GIVEN REQUEST:
Among the lines below, count those with "TypeScript". Give the total alone.

Records with interface code:
"""

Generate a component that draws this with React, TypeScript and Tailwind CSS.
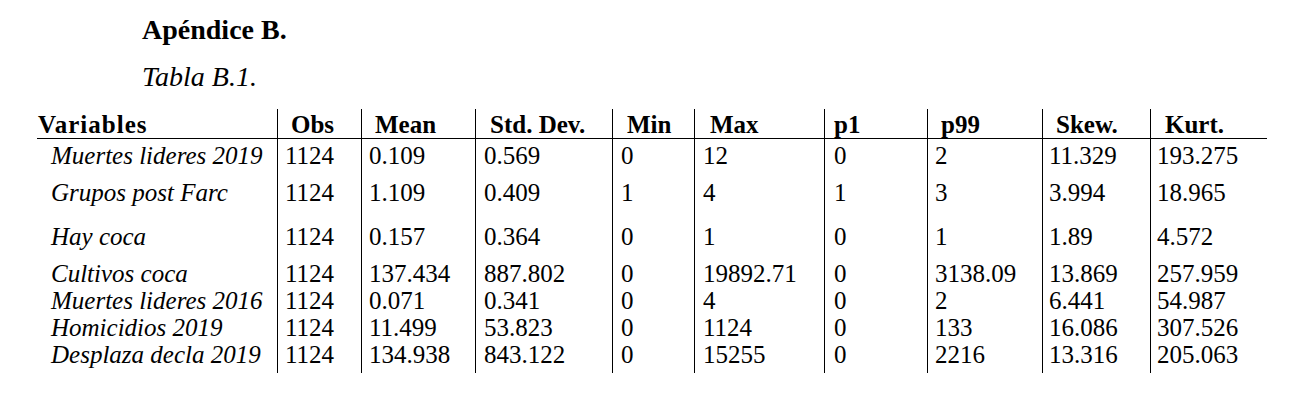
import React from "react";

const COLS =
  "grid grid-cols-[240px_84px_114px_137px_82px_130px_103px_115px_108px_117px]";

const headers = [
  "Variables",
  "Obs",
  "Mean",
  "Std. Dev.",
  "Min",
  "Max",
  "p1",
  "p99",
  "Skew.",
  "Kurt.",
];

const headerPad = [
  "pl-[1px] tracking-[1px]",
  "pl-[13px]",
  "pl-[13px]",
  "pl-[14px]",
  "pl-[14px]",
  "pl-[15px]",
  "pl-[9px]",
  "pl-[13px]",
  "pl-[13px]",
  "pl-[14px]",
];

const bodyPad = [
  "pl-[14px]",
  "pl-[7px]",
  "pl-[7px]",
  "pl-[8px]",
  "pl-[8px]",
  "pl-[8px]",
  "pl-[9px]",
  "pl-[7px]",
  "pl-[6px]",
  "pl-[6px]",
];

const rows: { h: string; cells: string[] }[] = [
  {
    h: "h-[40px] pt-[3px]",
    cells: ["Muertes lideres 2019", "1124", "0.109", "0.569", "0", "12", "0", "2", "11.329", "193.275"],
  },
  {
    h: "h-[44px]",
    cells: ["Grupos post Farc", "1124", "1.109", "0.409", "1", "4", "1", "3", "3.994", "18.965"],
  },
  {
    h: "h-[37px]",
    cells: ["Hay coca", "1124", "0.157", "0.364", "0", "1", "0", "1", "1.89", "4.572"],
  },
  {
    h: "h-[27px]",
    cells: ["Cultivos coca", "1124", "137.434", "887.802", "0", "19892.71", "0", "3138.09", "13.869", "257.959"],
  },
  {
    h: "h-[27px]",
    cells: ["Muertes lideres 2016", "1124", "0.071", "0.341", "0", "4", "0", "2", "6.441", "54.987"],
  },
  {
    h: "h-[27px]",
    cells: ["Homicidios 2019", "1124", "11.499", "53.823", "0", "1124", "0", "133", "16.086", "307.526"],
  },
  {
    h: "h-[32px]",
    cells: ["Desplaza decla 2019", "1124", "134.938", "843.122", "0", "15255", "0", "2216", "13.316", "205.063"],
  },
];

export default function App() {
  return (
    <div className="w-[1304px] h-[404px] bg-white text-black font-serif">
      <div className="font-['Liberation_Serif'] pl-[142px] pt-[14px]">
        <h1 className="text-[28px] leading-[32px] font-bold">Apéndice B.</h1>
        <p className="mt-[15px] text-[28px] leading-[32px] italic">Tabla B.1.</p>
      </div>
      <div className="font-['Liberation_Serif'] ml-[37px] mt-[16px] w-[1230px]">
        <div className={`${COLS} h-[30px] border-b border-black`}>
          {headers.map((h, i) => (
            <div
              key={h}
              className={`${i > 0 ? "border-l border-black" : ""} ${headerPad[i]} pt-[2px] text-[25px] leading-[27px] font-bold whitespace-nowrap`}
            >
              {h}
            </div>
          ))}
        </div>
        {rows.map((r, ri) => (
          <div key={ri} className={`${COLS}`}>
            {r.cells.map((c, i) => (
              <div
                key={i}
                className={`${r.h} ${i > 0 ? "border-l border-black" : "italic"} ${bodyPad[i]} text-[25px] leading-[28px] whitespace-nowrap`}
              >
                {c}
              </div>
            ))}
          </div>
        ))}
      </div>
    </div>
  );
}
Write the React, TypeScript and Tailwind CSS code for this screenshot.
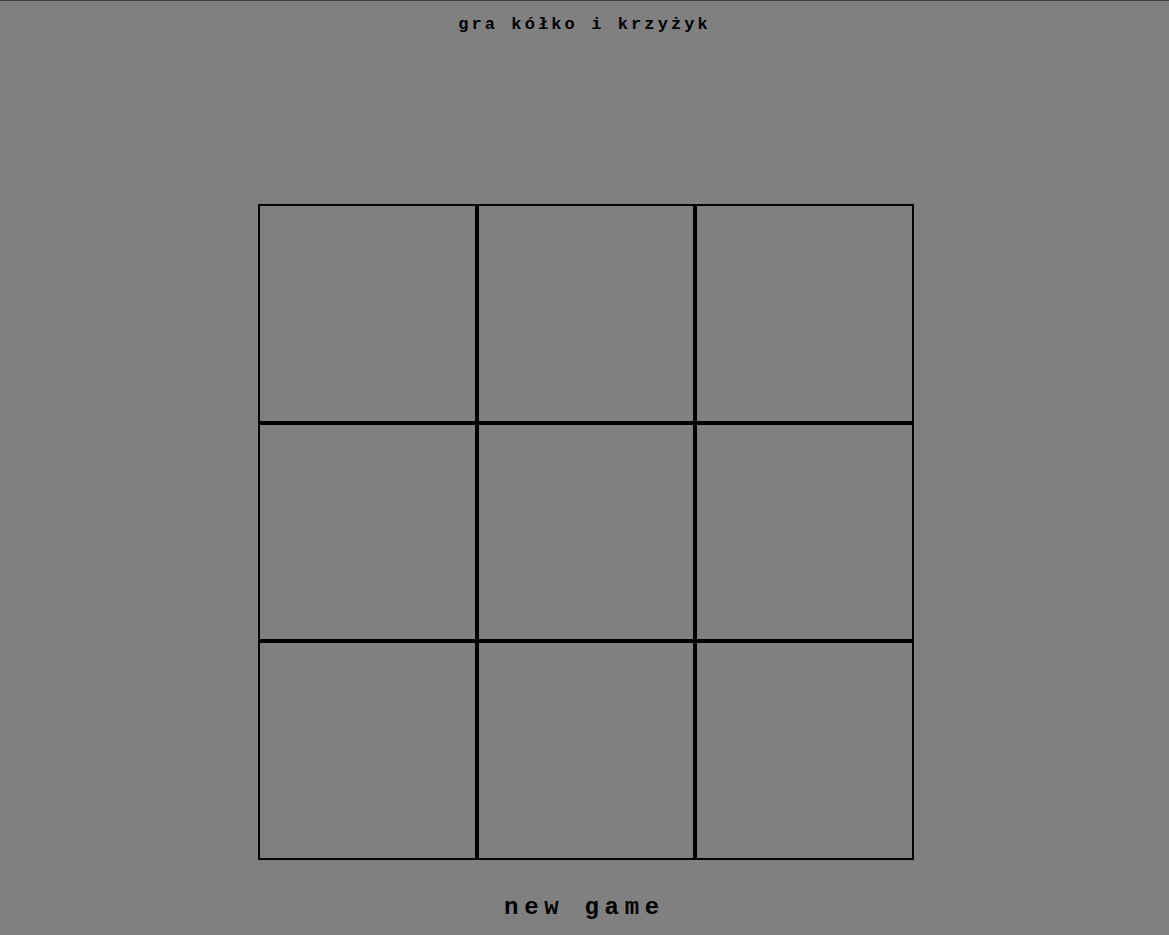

"""

OUTPUT:
2